2019年度 第55回 受賞作品
日本農業新聞賞
心の目
私立 明治学園中学校2年道明 奈弓
「どう。だいぶ目立たなくなったじゃろ。」
と広島の祖母は、左頬の傷を指しながら、問いかけてくる。何ヵ月かに一度の母と祖母の恒例のやりとりである。そんなとき、決まって母は、
「薄くなって傷も目立たなくなりよるよ。大丈夫。」
と答える。
祖母は、去年の夏、左頬の異変に気づく。その年に限って、半年以上、私たちと祖母は、会えていなかった。母は、もし会えていたら、もっと早く気づけたのではないか、と後で、すごく悔やんでいた。
久しぶりに会った祖母の左頬には、以前にはなかった五ミリほどの茶黒いホクロのようなものがあった。

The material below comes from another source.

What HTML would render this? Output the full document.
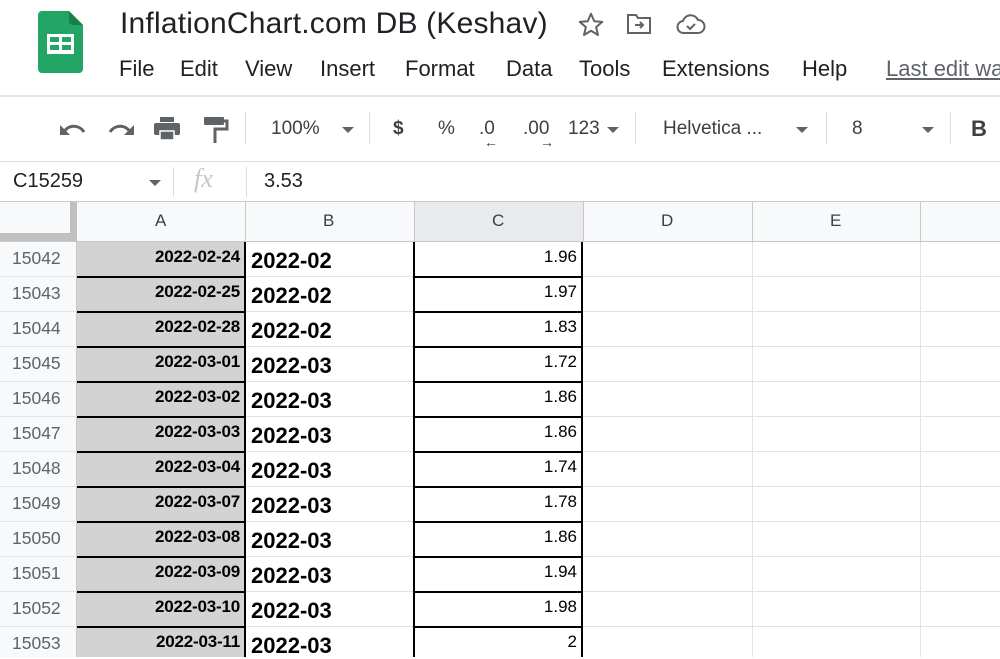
<!DOCTYPE html>
<html><head><meta charset="utf-8"><style>
*{margin:0;padding:0;box-sizing:border-box}
body{width:1000px;height:657px;overflow:hidden;background:#fff;font-family:"Liberation Sans",Arial,sans-serif;position:relative;color:#202124}
.a{position:absolute;white-space:nowrap}
.menu{top:56px;font-size:22px;color:#202124}
.tb{top:118px;font-size:19px;color:#3c4043}
.sep{position:absolute;width:1px;background:#dadce0}
.hl{position:absolute;height:1px;background:#e2e3e3}
.vl{position:absolute;width:1px;background:#e2e3e3}
.bk{position:absolute;background:#000}
.rh{position:absolute;left:0;width:77px;font-size:17.5px;color:#5f6368;padding-left:12px}
.ca{position:absolute;left:77px;width:163px;text-align:right;font-size:17px;font-weight:bold;color:#000;letter-spacing:-0.2px}
.cb{position:absolute;left:251px;font-size:22px;font-weight:bold;color:#000}
.cc{position:absolute;left:414px;width:163px;text-align:right;font-size:17px;color:#000}
.tri{position:absolute;width:0;height:0;border-left:6px solid transparent;border-right:6px solid transparent;border-top:6px solid #5f6368}
</style></head><body>
<svg class="a" style="left:38px;top:11px" width="45" height="62" viewBox="0 0 45 62">
<path d="M4 0H31L45 14V58a4 4 0 0 1-4 4H4a4 4 0 0 1-4-4V4a4 4 0 0 1 4-4z" fill="#23a566"/>
<path d="M31 0L45 14H35a4 4 0 0 1-4-4z" fill="#1a7f45"/>
<rect x="9" y="23" width="27" height="20" fill="#fff"/>
<rect x="12" y="26" width="9" height="5" fill="#23a566"/><rect x="24" y="26" width="9" height="5" fill="#23a566"/>
<rect x="12" y="34" width="9" height="5" fill="#23a566"/><rect x="24" y="34" width="9" height="5" fill="#23a566"/>
</svg>
<div class="a" style="left:120px;top:7px;font-size:30px;letter-spacing:0.2px;color:#202124">InflationChart.com DB (Keshav)</div>
<svg class="a" style="left:576px;top:10px" width="30" height="30" viewBox="0 0 24 24"><path d="M12 3l2.6 6 6.4.5-4.9 4.2 1.5 6.3L12 16.6 6.4 20l1.5-6.3L3 9.5l6.4-.5z" fill="none" stroke="#5f6368" stroke-width="1.6" stroke-linejoin="round"/></svg>
<svg class="a" style="left:626px;top:13px" width="26" height="22" viewBox="0 0 26 22"><path d="M2 2h8l2 3h12v15H2z" fill="none" stroke="#5f6368" stroke-width="2"/><path d="M9 12h8M14 9l3 3-3 3" fill="none" stroke="#5f6368" stroke-width="2"/></svg>
<svg class="a" style="left:676px;top:13px" width="30" height="22" viewBox="0 0 30 22"><path d="M8 20a6 6 0 0 1-1-12 8 8 0 0 1 15-1 6.5 6.5 0 0 1 0 13z" fill="none" stroke="#5f6368" stroke-width="2"/><path d="M11 13l3 3 5-5" fill="none" stroke="#5f6368" stroke-width="2"/></svg>
<div class="a menu" style="left:119px">File</div>
<div class="a menu" style="left:180px">Edit</div>
<div class="a menu" style="left:245px">View</div>
<div class="a menu" style="left:320px">Insert</div>
<div class="a menu" style="left:405px">Format</div>
<div class="a menu" style="left:506px">Data</div>
<div class="a menu" style="left:579px">Tools</div>
<div class="a menu" style="left:662px">Extensions</div>
<div class="a menu" style="left:802px">Help</div>
<div class="a menu" style="left:886px;color:#5f6368;text-decoration:underline">Last edit was</div>
<div class="a" style="left:0;top:95px;width:1000px;height:2px;background:#e6e6e6"></div>
<svg class="a" style="left:59px;top:118px" width="28" height="22" viewBox="0 0 28 22"><path d="M4 16C8 6 20 6 25 14" fill="none" stroke="#5f6368" stroke-width="3"/><path d="M1 7v10h10z" fill="#5f6368"/></svg>
<svg class="a" style="left:107px;top:118px" width="28" height="22" viewBox="0 0 28 22"><path d="M24 16C20 6 8 6 3 14" fill="none" stroke="#5f6368" stroke-width="3"/><path d="M27 7v10H17z" fill="#5f6368"/></svg>
<svg class="a" style="left:153px;top:116px" width="28" height="26" viewBox="0 0 28 26"><rect x="7" y="1" width="14" height="5" fill="#5f6368"/><rect x="1" y="7" width="26" height="12" rx="2" fill="#5f6368"/><rect x="7" y="15" width="14" height="9" fill="#5f6368" stroke="#fff" stroke-width="1.5"/></svg>
<svg class="a" style="left:203px;top:116px" width="26" height="28" viewBox="0 0 26 28"><rect x="1" y="1" width="20" height="8" rx="1" fill="#5f6368"/><path d="M21 5h3v8H12v14" fill="none" stroke="#5f6368" stroke-width="3"/></svg>
<div class="sep" style="left:245px;top:112px;height:32px"></div>
<div class="a tb" style="left:271px">100%</div>
<div class="tri" style="left:342px;top:127px"></div>
<div class="sep" style="left:369px;top:112px;height:32px"></div>
<div class="a tb" style="left:393px;font-weight:bold">$</div>
<div class="a tb" style="left:438px">%</div>
<div class="a tb" style="left:479px">.0</div>
<div class="a" style="left:484px;top:134px;font-size:14px;color:#3c4043">←</div>
<div class="a tb" style="left:523px">.00</div>
<div class="a" style="left:540px;top:134px;font-size:14px;color:#3c4043">→</div>
<div class="a tb" style="left:568px">123</div>
<div class="tri" style="left:607px;top:127px"></div>
<div class="sep" style="left:635px;top:112px;height:32px"></div>
<div class="a tb" style="left:663px">Helvetica ...</div>
<div class="tri" style="left:796px;top:127px"></div>
<div class="sep" style="left:826px;top:112px;height:32px"></div>
<div class="a tb" style="left:852px">8</div>
<div class="tri" style="left:922px;top:127px"></div>
<div class="sep" style="left:950px;top:112px;height:32px"></div>
<div class="a tb" style="left:971px;font-weight:bold;font-size:22px;top:116px">B</div>
<div class="a" style="left:0;top:161px;width:1000px;height:1px;background:#dadce0"></div>
<div class="a" style="left:13px;top:170px;font-size:20px;color:#202124">C15259</div>
<div class="tri" style="left:149px;top:180px"></div>
<div class="sep" style="left:173px;top:167px;height:30px"></div>
<div class="a" style="left:194px;top:164px;font-size:26px;font-style:italic;font-family:'Liberation Serif',serif;color:#c6c6c6">fx</div>
<div class="sep" style="left:246px;top:167px;height:30px"></div>
<div class="a" style="left:264px;top:170px;font-size:20px;color:#202124">3.53</div>
<div class="a" style="left:0;top:201px;width:1000px;height:1px;background:#c8c8c8"></div>
<div class="a" style="left:0;top:202px;width:1000px;height:40px;background:#f8f9fa"></div>
<div class="a" style="left:414px;top:202px;width:169px;height:40px;background:#e8eaed"></div>
<div class="a" style="left:70px;top:202px;width:7px;height:31px;background:#c0c0c0"></div>
<div class="a" style="left:0;top:233px;width:77px;height:9px;background:#c0c0c0"></div>
<div class="a" style="left:0;top:241px;width:1000px;height:1px;background:#c8c8c8"></div>
<div class="a" style="left:155px;top:211px;font-size:17px;color:#3c4043">A</div>
<div class="a" style="left:323px;top:211px;font-size:17px;color:#3c4043">B</div>
<div class="a" style="left:492px;top:211px;font-size:17px;color:#3c4043">C</div>
<div class="a" style="left:661px;top:211px;font-size:17px;color:#3c4043">D</div>
<div class="a" style="left:830px;top:211px;font-size:17px;color:#3c4043">E</div>
<div class="vl" style="left:245px;top:202px;height:40px;background:#c8c8c8"></div>
<div class="vl" style="left:414px;top:202px;height:40px;background:#c8c8c8"></div>
<div class="vl" style="left:583px;top:202px;height:40px;background:#c8c8c8"></div>
<div class="vl" style="left:752px;top:202px;height:40px;background:#c8c8c8"></div>
<div class="vl" style="left:920px;top:202px;height:40px;background:#c8c8c8"></div>
<div class="a" style="left:0;top:242px;width:77px;height:415px;background:#f8f9fa"></div>
<div class="a" style="left:77px;top:242px;width:168px;height:415px;background:#d3d3d3"></div>
<div class="vl" style="left:76px;top:242px;height:415px;background:#c8c8c8"></div>
<div class="vl" style="left:752px;top:242px;height:415px"></div>
<div class="vl" style="left:920px;top:242px;height:415px"></div>
<div class="hl" style="left:0;top:276px;width:1000px"></div>
<div class="hl" style="left:0;top:311px;width:1000px"></div>
<div class="hl" style="left:0;top:346px;width:1000px"></div>
<div class="hl" style="left:0;top:381px;width:1000px"></div>
<div class="hl" style="left:0;top:416px;width:1000px"></div>
<div class="hl" style="left:0;top:451px;width:1000px"></div>
<div class="hl" style="left:0;top:486px;width:1000px"></div>
<div class="hl" style="left:0;top:521px;width:1000px"></div>
<div class="hl" style="left:0;top:556px;width:1000px"></div>
<div class="hl" style="left:0;top:591px;width:1000px"></div>
<div class="hl" style="left:0;top:626px;width:1000px"></div>
<div class="bk" style="left:77px;top:276px;width:168px;height:2px"></div><div class="bk" style="left:414px;top:276px;width:169px;height:2px"></div>
<div class="bk" style="left:77px;top:311px;width:168px;height:2px"></div><div class="bk" style="left:414px;top:311px;width:169px;height:2px"></div>
<div class="bk" style="left:77px;top:346px;width:168px;height:2px"></div><div class="bk" style="left:414px;top:346px;width:169px;height:2px"></div>
<div class="bk" style="left:77px;top:381px;width:168px;height:2px"></div><div class="bk" style="left:414px;top:381px;width:169px;height:2px"></div>
<div class="bk" style="left:77px;top:416px;width:168px;height:2px"></div><div class="bk" style="left:414px;top:416px;width:169px;height:2px"></div>
<div class="bk" style="left:77px;top:451px;width:168px;height:2px"></div><div class="bk" style="left:414px;top:451px;width:169px;height:2px"></div>
<div class="bk" style="left:77px;top:486px;width:168px;height:2px"></div><div class="bk" style="left:414px;top:486px;width:169px;height:2px"></div>
<div class="bk" style="left:77px;top:521px;width:168px;height:2px"></div><div class="bk" style="left:414px;top:521px;width:169px;height:2px"></div>
<div class="bk" style="left:77px;top:556px;width:168px;height:2px"></div><div class="bk" style="left:414px;top:556px;width:169px;height:2px"></div>
<div class="bk" style="left:77px;top:591px;width:168px;height:2px"></div><div class="bk" style="left:414px;top:591px;width:169px;height:2px"></div>
<div class="bk" style="left:77px;top:626px;width:168px;height:2px"></div><div class="bk" style="left:414px;top:626px;width:169px;height:2px"></div>
<div class="bk" style="left:244px;top:242px;width:2px;height:415px"></div>
<div class="bk" style="left:413px;top:242px;width:2px;height:415px"></div>
<div class="bk" style="left:581px;top:242px;width:2px;height:415px"></div>
<div class="rh" style="top:248px">15042</div><div class="ca" style="top:247px">2022-02-24</div><div class="cb" style="top:248px">2022-02</div><div class="cc" style="top:247px">1.96</div>
<div class="rh" style="top:283px">15043</div><div class="ca" style="top:282px">2022-02-25</div><div class="cb" style="top:283px">2022-02</div><div class="cc" style="top:282px">1.97</div>
<div class="rh" style="top:318px">15044</div><div class="ca" style="top:317px">2022-02-28</div><div class="cb" style="top:318px">2022-02</div><div class="cc" style="top:317px">1.83</div>
<div class="rh" style="top:353px">15045</div><div class="ca" style="top:352px">2022-03-01</div><div class="cb" style="top:353px">2022-03</div><div class="cc" style="top:352px">1.72</div>
<div class="rh" style="top:388px">15046</div><div class="ca" style="top:387px">2022-03-02</div><div class="cb" style="top:388px">2022-03</div><div class="cc" style="top:387px">1.86</div>
<div class="rh" style="top:423px">15047</div><div class="ca" style="top:422px">2022-03-03</div><div class="cb" style="top:423px">2022-03</div><div class="cc" style="top:422px">1.86</div>
<div class="rh" style="top:458px">15048</div><div class="ca" style="top:457px">2022-03-04</div><div class="cb" style="top:458px">2022-03</div><div class="cc" style="top:457px">1.74</div>
<div class="rh" style="top:493px">15049</div><div class="ca" style="top:492px">2022-03-07</div><div class="cb" style="top:493px">2022-03</div><div class="cc" style="top:492px">1.78</div>
<div class="rh" style="top:528px">15050</div><div class="ca" style="top:527px">2022-03-08</div><div class="cb" style="top:528px">2022-03</div><div class="cc" style="top:527px">1.86</div>
<div class="rh" style="top:563px">15051</div><div class="ca" style="top:562px">2022-03-09</div><div class="cb" style="top:563px">2022-03</div><div class="cc" style="top:562px">1.94</div>
<div class="rh" style="top:598px">15052</div><div class="ca" style="top:597px">2022-03-10</div><div class="cb" style="top:598px">2022-03</div><div class="cc" style="top:597px">1.98</div>
<div class="rh" style="top:633px">15053</div><div class="ca" style="top:632px">2022-03-11</div><div class="cb" style="top:633px">2022-03</div><div class="cc" style="top:632px">2</div>
</body></html>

すぐさま、私の両親の強い勧めもあり、祖母は個人病院で、左頬の異物を除去し、生検を行った。
結果は、本人と家族が、一番恐れていたもので、基底細胞癌と診断された。
祖母は電話口で、精一杯、明るい声を作り、
「二人の孫じゃなくて、本当に良かった。」
と言った。女の子だから、「顔に傷が残るのは……」という思いから出た言葉だとすぐにわかった。私もつらくて、胸を締めつけられた。
その後、大病院を紹介され、手術となった。
その頃、祖母は、私たちの前ではいつもどおり、穏やかであったが、母の前では今まで見たことのないほど、気弱になっていたそうだ。
手術を受けても、癌を取りきれないのでは、という恐怖、また顔に新しく大きな傷が残るという恐怖、抑えきれない不安と闘っていたのだと思う。
祖母の顔には、右眼の下にも、大きな傷がある。幼いときのものもらいの手術の跡だ。
今回の手術も成功したが、やはり、傷が残った。時間とともに、傷は薄くなるが、完全に消失することは、難しいとのことだ。
術後、数ヶ月、祖母は周囲の目が気になり、外出できない日が続いた。私は、手術をして、すべてが終わりにはならないことを知った。
なぜ、人は、見た目を気にするのだろう。
「人の第一印象は、三秒で決まる」という言葉を聞いたことがある。人は、見た目に左右される。人は、見慣れない物に対し、時に厳しい視線や避けるような態度をしてしまう。そこには、悪意はないのかもしれないが、受ける側は、心に深い傷を負う。
私は、祖母の落ち込む姿を母から聞き、何が自分にできるのかと模索していく中である一冊の本に出会った。表紙のインパクトもさることながら、その笑顔と本の題名でもある「笑顔で生きる」という言葉が、心に響いた。
藤井さんは、幼い頃、顔に海綿状血管腫を発症し、想像を絶するいじめや差別を受ける。つらいことは、誰がなんと言おうがつらい。見た目だけで差別されるなど、理屈が通るはずがない。「誰かがそうやって声をあげないと。」と言う。藤井さんの言葉が強く印象に残った。それは、当事者ではないとわからない苦しみや悲しみだと思う。
私も、生後まもなく、いちご状血管腫を発症した。両親は、心配したが、幸い顔ではなかった。誰にでも起こりうることで、他人事ではないと感じた。
藤井さんの本の中で、私は初めて「容貌障害」という言葉を知った。容貌障害とは、先天性、後天性にかかわらず、けがや病気によって、見た目に問題を抱える人々のことを言う。
藤井さんは、学生時代、成績がよくても「バケモノ」は雇えないという理由で五十社から不採用を受ける。その後、ボランティアの活動を通し、生きる道を決める。医学系の大学で学びなおし、医学博士号を取得し、大学の教壇に立ち、容貌障害に苦しむ人を助けながら、家族会も立ち上げていく。
世の中に、これほどまで多く、容貌障害に悩み、苦しむ人がいることに、私は驚いた。そして、そんな社会は、どこまで苦しむ人たちに冷たくするのだろう。
私たち一人一人が正しい知識を得ることがいかに重要であるのかも、この本を通して学ぶことができた。そして、心の壁を取り払い、見た目に惑わされず、その人にしかないチャームポイントを見つけだせたら、どんなに豊かで、心地よい社会を作り上げることができることだろう。
今、苦しんでいる方々も、下を向いたり閉じこもったりせず、前を向いていこう。「本当に大切なものも見せてくる」という藤井さんの言葉は、強い勇気を感じさせてくれる。
私は、将来、パーソナリティを大切にできる大人になりたい。